No está por demás recordar que en el gobierno de Lázaro Cárdenas del Río sucedió que se anticiparon expresiones para buscar ganar la candidatura a la Presidencia, lo que derivó en que el entonces titular del poder Ejecutivo, solicitara la renuncia de los interesados. Gravitaba la idea de que la disciplina del equipo de gobierno podía fracturarse, de modo de considerarse conveniente que, para desahogar las aspiraciones presidenciales de los interesados, convenía se separan de sus cargos públicos. Ahora sucede lo inverso, pues desde el uso y eventual abuso de sus responsabilidades las corcholatas promueven sus aspiraciones.
Sin embargo, el problema del modelo en donde a partir de la plataforma del gobierno se promovían las aspiraciones presidenciales, sin una regulación política adecuada, fue que se presentaron escisiones como lo fue el de la candidatura de Almazán para confrontar a Manuel Ávila Camacho; la situación se repitió en 1946 cuando se presentó la lucha presidencial entre quienes habían sido miembros del gobierno, Miguel Alemán y Ezequiel Padilla; algo parecido ocurrió en 1952 entre las candidaturas de Adolfo Ruíz Cortines y Miguel Henríquez Guzmán.
Las experiencias de esas rupturas condujeron a que el modelo del tapado se perfeccionara con algunas variaciones importantes, la primera en el sentido de acercar la nominación a los tiempos político-electorales, específicamente después del quinto informe de gobierno; otro punto relevante consistió en que antes de la nominación del partido en el gobierno, los llamados tapados se señalaban o anunciaban por vías informales y con un tiempo corto de exposición antes del famoso destape. Eso permitía que, aunque se sabía del involucramiento del gobierno para promover a quienes eran mencionados, éste se encontraba formalmente al margen.
El gobierno mantenía el control del proceso e inducía las referencias que calificaban a los posibles candidatos en un contexto de aparentes posibilidades efectivas y equivalentes entre ellos, lo que desalentaba la posibilidad de fracturas. Al final se producía el destape y quienes habían aspirado a ser los favorecidos pronto quedarían impedidos de hacerlo por lo establecido en la Constitución (art. 82) respecto de que para arribar al cargo presidencial se requiere no ser secretario o subsecretario de Estado, ni titular de alguna entidad federativa, a menos de separarse de su puesto seis meses antes del día de la elección.

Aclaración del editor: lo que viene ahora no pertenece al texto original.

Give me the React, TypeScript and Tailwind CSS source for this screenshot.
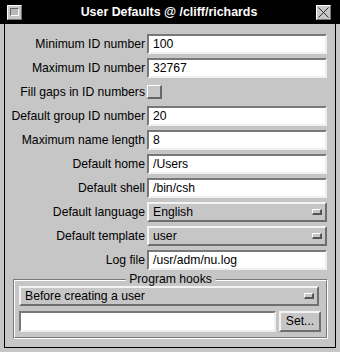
import React from 'react'

const font = "font-['Liberation_Sans',Arial,Helvetica,sans-serif]"

const sunken =
  'border-2 border-t-[#787878] border-l-[#787878] border-b-[#efefef] border-r-[#efefef] bg-white'
const raised =
  'border-2 border-t-[#f4f4f4] border-l-[#f4f4f4] border-b-[#6e6e6e] border-r-[#6e6e6e] bg-[#c6c6c6]'

const Label: React.FC<{ text: string }> = ({ text }) => (
  <span className="w-[141px] pr-[1px] text-right whitespace-nowrap">{text}</span>
)

const TextRow: React.FC<{ label: string; value: string }> = ({ label, value }) => (
  <div className="flex items-center h-[20px]">
    <Label text={label} />
    <div className={`ml-[1px] w-[180px] h-[20px] flex items-center pl-[4px] ${sunken}`}>
      {value}
    </div>
  </div>
)

const Indicator = () => (
  <span className="w-[10px] h-[6px] border border-t-white border-l-white border-b-[#555] border-r-[#555] border-b-2 border-r-2 bg-[#c6c6c6]" />
)

const OptionRow: React.FC<{ label: string; value: string }> = ({ label, value }) => (
  <div className="flex items-center h-[20px]">
    <Label text={label} />
    <div className={`ml-[1px] w-[180px] h-[20px] flex items-center justify-between pl-[4px] pr-[3px] ${raised}`}>
      <span>{value}</span>
      <Indicator />
    </div>
  </div>
)

export default function App() {
  return (
    <div className={`w-[340px] h-[352px] bg-[#c6c6c6] text-black text-[12.2px] leading-none ${font}`}>
      {/* title bar */}
      <div className="h-[24px] bg-black flex items-center px-[7px]">
        <div className="w-[15px] h-[15px] border border-t-white border-l-white border-b-[#777] border-r-[#777] bg-[#c6c6c6] flex items-center justify-center">
          <div className="w-[9px] h-[8px] border border-t-[#666] border-l-[#666] border-b-white border-r-white bg-[#b8b8b8]" />
        </div>
        <div className="flex-1 text-center text-white font-bold text-[12.4px]">
          User Defaults @ /cliff/richards
        </div>
        <div className="w-[15px] h-[15px] mr-[2px] border border-t-white border-l-white border-b-[#777] border-r-[#777] bg-[#c6c6c6]">
          <svg viewBox="0 0 13 13" className="w-[13px] h-[13px]">
            <path d="M1.5 1.5 L11.5 11.5 M11.5 1.5 L1.5 11.5" stroke="#333" strokeWidth="1" fill="none" />
          </svg>
        </div>
      </div>

      {/* body */}
      <div className="mx-[4px] h-[324px] border-l border-r border-b border-black pt-[10px] flex flex-col gap-[4px]">
        <TextRow label="Minimum ID number" value="100" />
        <TextRow label="Maximum ID number" value="32767" />
        <div className="flex items-center h-[20px]">
          <Label text="Fill gaps in ID numbers" />
          <div className="ml-[1px] w-[15px] h-[14px] border border-t-white border-l-white border-b-[#666] border-r-[#666] border-b-2 border-r-2 bg-[#c6c6c6]" />
        </div>
        <TextRow label="Default group ID number" value="20" />
        <TextRow label="Maximum name length" value="8" />
        <TextRow label="Default home" value="/Users" />
        <TextRow label="Default shell" value="/bin/csh" />
        <OptionRow label="Default language" value="English" />
        <OptionRow label="Default template" value="user" />
        <TextRow label="Log file" value="/usr/adm/nu.log" />

        {/* program hooks frame */}
        <div className="relative mt-[5px] ml-[8px] w-[315px] h-[60px] border border-t-[#787878] border-l-[#787878] border-b-white border-r-white">
          <div className="h-full border border-t-white border-l-white border-b-[#787878] border-r-[#787878] pt-[5px] pl-[4px] flex flex-col gap-[5px]">
            <div className={`w-[300px] h-[20px] flex items-center justify-between pl-[4px] pr-[3px] ${raised}`}>
              <span>Before creating a user</span>
              <Indicator />
            </div>
            <div className="flex gap-[3px] h-[21px]">
              <div className={`w-[257px] h-[21px] ${sunken}`} />
              <div className={`w-[42px] h-[21px] flex items-center justify-center ${raised}`}>Set...</div>
            </div>
          </div>
          <span className="absolute left-1/2 -translate-x-1/2 -top-[7px] px-[4px] bg-[#c6c6c6] whitespace-nowrap">
            Program hooks
          </span>
        </div>
      </div>
    </div>
  )
}
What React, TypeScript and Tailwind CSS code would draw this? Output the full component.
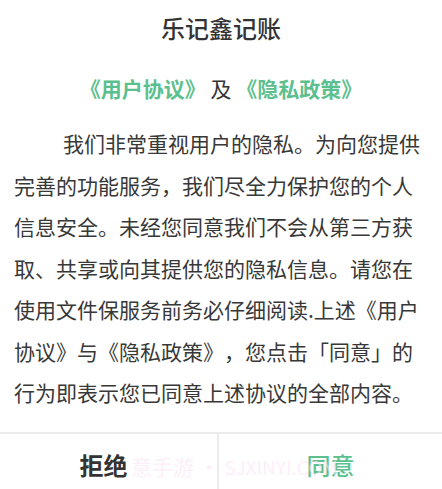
import React from "react";

export default function App() {
  return (
    <div
      className="relative w-[442px] h-[489px] overflow-hidden bg-white [text-spacing-trim:space-all]"
      style={{ fontFamily: '"Noto Sans CJK SC", "Noto Sans", sans-serif' }}
    >
      <div className="flex flex-col">
        <h1 className="pt-[14px] text-center text-[24px] leading-[28px] font-medium text-[#333333]">
          乐记鑫记账
        </h1>
        <p className="mt-[32px] text-center text-[21px] leading-[28px] text-[#333333]">
          <span className="font-bold text-[#5cc08e]">《用户协议》</span> 及{" "}
          <span className="font-bold text-[#5cc08e]">《隐私政策》</span>
        </p>
        <p className="mt-[21px] px-[14px] pb-[18px] text-[21px] leading-[41.5px] indent-[49px] text-[#383838]">
          我们非常重视用户的隐私。为向您提供完善的功能服务，我们尽全力保护您的个人信息安全。未经您同意我们不会从第三方获取、共享或向其提供您的隐私信息。请您在使用文件保服务前务必仔细阅读.上述《用户协议》与《隐私政策》，您点击「同意」的行为即表示您已同意上述协议的全部内容。
        </p>
        <div className="flex h-[64px] border-t-2 border-[#ebebeb]">
          <button className="w-[217px] shrink-0 flex items-center justify-center pr-[10px] text-[24px] font-semibold text-[#333333]">
            拒绝
          </button>
          <div className="w-[2px] bg-[#ebebeb]" />
          <button className="flex-1 flex items-center justify-center text-[24px] font-medium text-[#5cc08e]">
            同意
          </button>
        </div>
      </div>
      <div className="pointer-events-none absolute left-[131px] top-[452px] whitespace-nowrap text-[21px] leading-[28px] text-[#fbe6f7] opacity-60">
        意手游 • <span className="text-[19px]">SJXINYI.COM</span>
      </div>
    </div>
  );
}
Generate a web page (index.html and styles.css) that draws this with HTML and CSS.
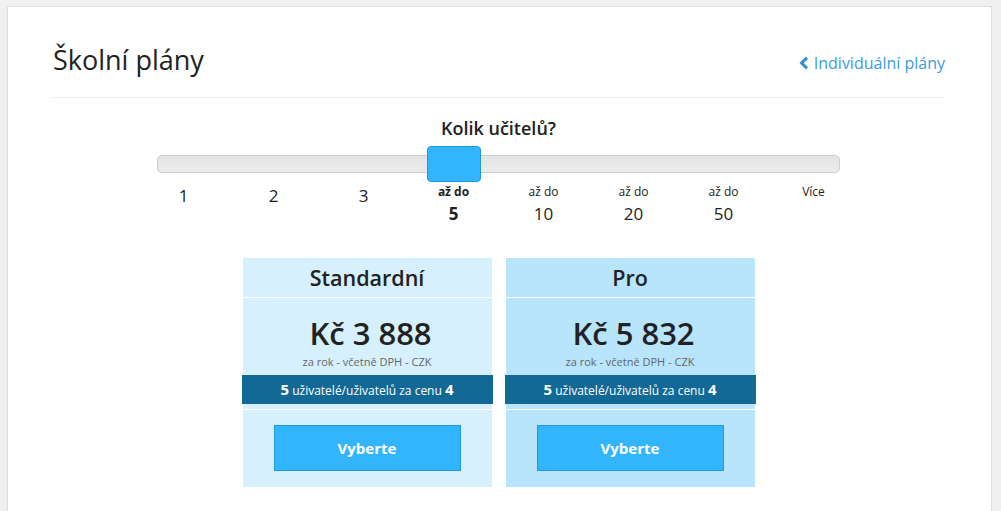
FILE: index.html
```html
<!DOCTYPE html>
<html lang="cs">
<head>
    <title>Školní plány</title>
    <link rel="stylesheet" href="styles.css">
</head>
<body>
    <div id="page">
        <div class="header">
            <h1>Školní plány</h1>
            <a class="back-link" href="#">
                <svg width="10" height="14" viewBox="0 0 10 14"><path d="M8 1.6 L2.6 7 L8 12.4" fill="none" stroke="#2e8fd8" stroke-width="3"/></svg>
                Individuální plány
            </a>
        </div>

        <div class="question">Kolik učitelů?</div>

        <div class="slider">
            <div class="track"></div>
            <div class="handle"></div>
        </div>

        <div class="ticks">
            <div class="tick"><span class="num">1</span></div>
            <div class="tick"><span class="num">2</span></div>
            <div class="tick"><span class="num">3</span></div>
            <div class="tick active"><span class="small">až do</span><span class="num">5</span></div>
            <div class="tick"><span class="small">až do</span><span class="num">10</span></div>
            <div class="tick"><span class="small">až do</span><span class="num">20</span></div>
            <div class="tick"><span class="small">až do</span><span class="num">50</span></div>
            <div class="tick"><span class="small">Více</span></div>
        </div>

        <div class="plans">
            <div class="plan standard">
                <div class="plan-name">Standardní</div>
                <div class="plan-price">
                    <div class="price">Kč 3 888</div>
                    <div class="price-note">za rok - včetně DPH - CZK</div>
                </div>
                <div class="deal"><b>5</b> uživatelé/uživatelů za cenu <b>4</b></div>
                <div class="plan-action">
                    <button class="select-btn">Vyberte</button>
                </div>
            </div>
            <div class="plan pro">
                <div class="plan-name">Pro</div>
                <div class="plan-price">
                    <div class="price">Kč 5 832</div>
                    <div class="price-note">za rok - včetně DPH - CZK</div>
                </div>
                <div class="deal"><b>5</b> uživatelé/uživatelů za cenu <b>4</b></div>
                <div class="plan-action">
                    <button class="select-btn">Vyberte</button>
                </div>
            </div>
        </div>
    </div>
</body>
</html>
```

FILE: styles.css
```css
body {
    margin: 0;
    padding: 6px 9px 0 7px;
    background-color: #f0f0f0;
    font-family: "Open Sans", "DejaVu Sans", sans-serif;
    color: #222;
    overflow: hidden;
}
#page {
    background-color: #fff;
    border: 1px solid #ddd;
    border-bottom: none;
    padding: 0 46px 30px 44px;
    height: 520px;
}
.header {
    display: flex;
    justify-content: space-between;
    align-items: baseline;
    padding: 35px 0 19px 1px;
    border-bottom: 1px solid #eee;
}
h1 {
    margin: 0;
    font-size: 27px;
    line-height: 36px;
    font-weight: 500;
    color: #222;
}
.back-link {
    display: flex;
    align-items: center;
    gap: 5px;
    font-size: 16px;
    color: #3d9be0;
    text-decoration: none;
}
.question {
    margin-top: 18px;
    text-align: center;
    font-size: 18px;
    line-height: 24px;
    font-weight: 600;
}
.slider {
    position: relative;
    width: 683px;
    height: 36px;
    margin: 6px auto 0;
    display: flex;
    align-items: center;
}
.track {
    width: 100%;
    height: 16px;
    border: 1px solid #cdcdcd;
    border-radius: 5px;
    background: linear-gradient(#e3e3e3, #ececec);
}
.handle {
    position: absolute;
    left: 270px;
    top: 0;
    width: 52px;
    height: 34px;
    background-color: #33b5fd;
    border: 1px solid #1e9ae0;
    border-radius: 4px;
}
.ticks {
    display: grid;
    grid-template-columns: repeat(8, 90px);
    width: 720px;
    margin: 2px auto 0;
    text-align: center;
}
.tick {
    display: flex;
    flex-direction: column;
    align-items: center;
}
.small {
    font-size: 12px;
    line-height: 16px;
}
.num {
    font-size: 17px;
    line-height: 24px;
}
.small + .num {
    line-height: 27px;
}
.active .small, .active .num {
    font-weight: 700;
}
.plans {
    display: flex;
    justify-content: center;
    gap: 14px;
    margin-top: 31px;
}
.plan {
    width: 249px;
    text-align: center;
}
.standard {
    background-color: #d6f0fd;
}
.pro {
    background-color: #b8e4fc;
}
.plan-name {
    height: 39px;
    line-height: 40px;
    font-size: 21.5px;
    font-weight: 600;
    border-bottom: 1px solid #fff;
}
.plan-price {
    padding: 15px 0 5px;
}
.price {
    padding-left: 7px;
    font-size: 31px;
    line-height: 41px;
    font-weight: 600;
}
.price-note {
    font-size: 11px;
    line-height: 16px;
    color: #666;
}
.deal {
    margin: 0 -1px;
    height: 29px;
    line-height: 29px;
    background-color: #136995;
    color: #fff;
    font-size: 12px;
}
.deal b {
    font-size: 15px;
}
.plan-action {
    margin-top: 5px;
    border-top: 1px solid #fff;
    padding: 15px 0 16px;
}
.select-btn {
    width: 187px;
    height: 46px;
    background-color: #33b5fd;
    border: 1px solid #1e9ae0;
    color: #fff;
    font-family: inherit;
    font-size: 15px;
    font-weight: 700;
    cursor: pointer;
}
```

Contrasta con ese modelo, la anticipación de la nominación de las corcholatas; al grado de quedar condenados a caer en actos anticipados de campaña por lo precipitado de su anuncio; las repercusiones en cuanto al golpeteo que genera la disputa, la afectación de la disciplina que exige el desempeño en la administración y la eventual fractura que puede darse en el sentido que alguno decida una vía diferente para encaminar su aspiración o de renunciar por inconformidad respecto del trato recibido, desde ahora denota que el diseño corcholatero se encuentra en crisis.
Parece que por la vía de la reforma electoral se intenta poner a salvo a las corcholatas de cometer actos anticipados de campaña, pero esa solución estará sujeta a lo que decida la Suprema Corte en cuanto a los recursos que han sido interpuestos; también en ese mismo ámbito se encuentra lo que se decida respecto del pronunciamiento y promoción de los funcionarios públicos en procesos electorales en cuanto viola el principio de neutralidad a que están obligados; por cierto, disposición que reiteradamente desafía el gobierno.
El modelo de promoción política de las corcholatas pende de un hilo, compromete la legalidad de su participación, al tiempo que convoca a un viejo espectro que se suponía desaparecido y conjurado, es el fantasma que urde su estrategia para ganar el poder desde el poder y sin que nadie pueda impedirlo.